RWBY is a Rooster Teeth original animation created by the late Monty Oum that focuses on the lives of young hunters-in-training as they mature in to their roles of protecting the world from the major threat known as Grimm. It’s clearly inspired, and is stated as such by Kerry Shawcross and Miles Luna, by the anime style. Whether or not it’s “real anime” isn’t a conversation I really care much about. What I DO care about, however, is just how incredibly well-paced, animated and just generally put together RWBY Volume 3 is. It’s come a long way since the original episodes and the story tore me apart this time around. If you like anime-style action, imaginative character and weapon designs as well as great stories that aren’t afraid to take risks, RWBY Volume 3 can do almost no wrong. Read on for our full RWBY Volume 3 review!
Let’s get the stats out of the way first: RWBY Volume 3 contains 12 episodes of the show at a full run-time of 02:56:55. It features the option to watch it as a whole or watch it in chapters from the main menu. It also houses several impressive Extras housing interviews with the producers, writers, voice actors giving insight in to what makes RWBY special to those that make it. In the Setup, we can turn on a Director Commentary, Cast Commentary, Crew Commentary and Subtitles (naturally). Finally, we have trailers of other Rooster Teeth properties such as Lazer Team, RTAA, RVB Season 13, Crunch Time, Immersion and the video game RWBY: Grimm Eclipse. All in all, a pretty stacked volume of content.

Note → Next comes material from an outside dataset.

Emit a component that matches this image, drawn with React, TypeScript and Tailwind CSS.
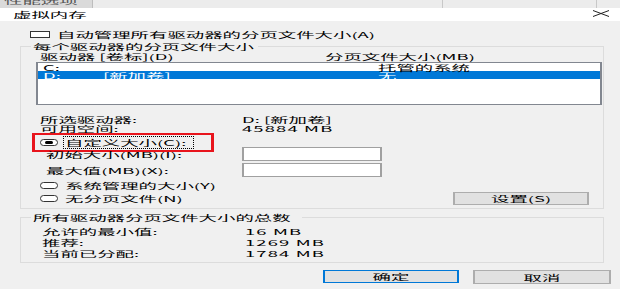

I’d argue that the animation in RWBY as a whole is an acquired taste. Initially jarred by the 3D animation in Volume 1, I’ve grown accustomed to and appreciative of it (think Knights of Sidonia style, if you’ve not seen RWBY. Look it up if you haven’t seen either. You have access to Google. It’s right there). The anime-in-3D style allows for some beautiful choreography in the fight scenes that’d be far more difficult to pull off in the 2D space. I do think that, at times, this leads to a lack of expressiveness in the facial animations, but as the team is improving by leaps and bounds with each volume so I’m sure this will eventually fall by the way side.
Above that have always been the character designs. They’re distinct, striking and memorable. Not just in regards to the four main heroines, but the many side characters and we’re introduced to an even greater variety in this volume. My favourite, by far, has to be Team Funky. From a visual stand-point, the musical score that accompanies the fight and their initial insults eventually warming to Yang and Weiss. The presentation around their colourful fight is just superb.
So outside of the same facial animation issue I’ve had with the series in the past, and even that’s honestly not a massive deal, the show just keeps improving with every new release in every aspect. The soundtrack sets the tone so well throughout, most notably the solemn piano rendition of the main theme at the most emotional moments of the volume, and there are a fair few.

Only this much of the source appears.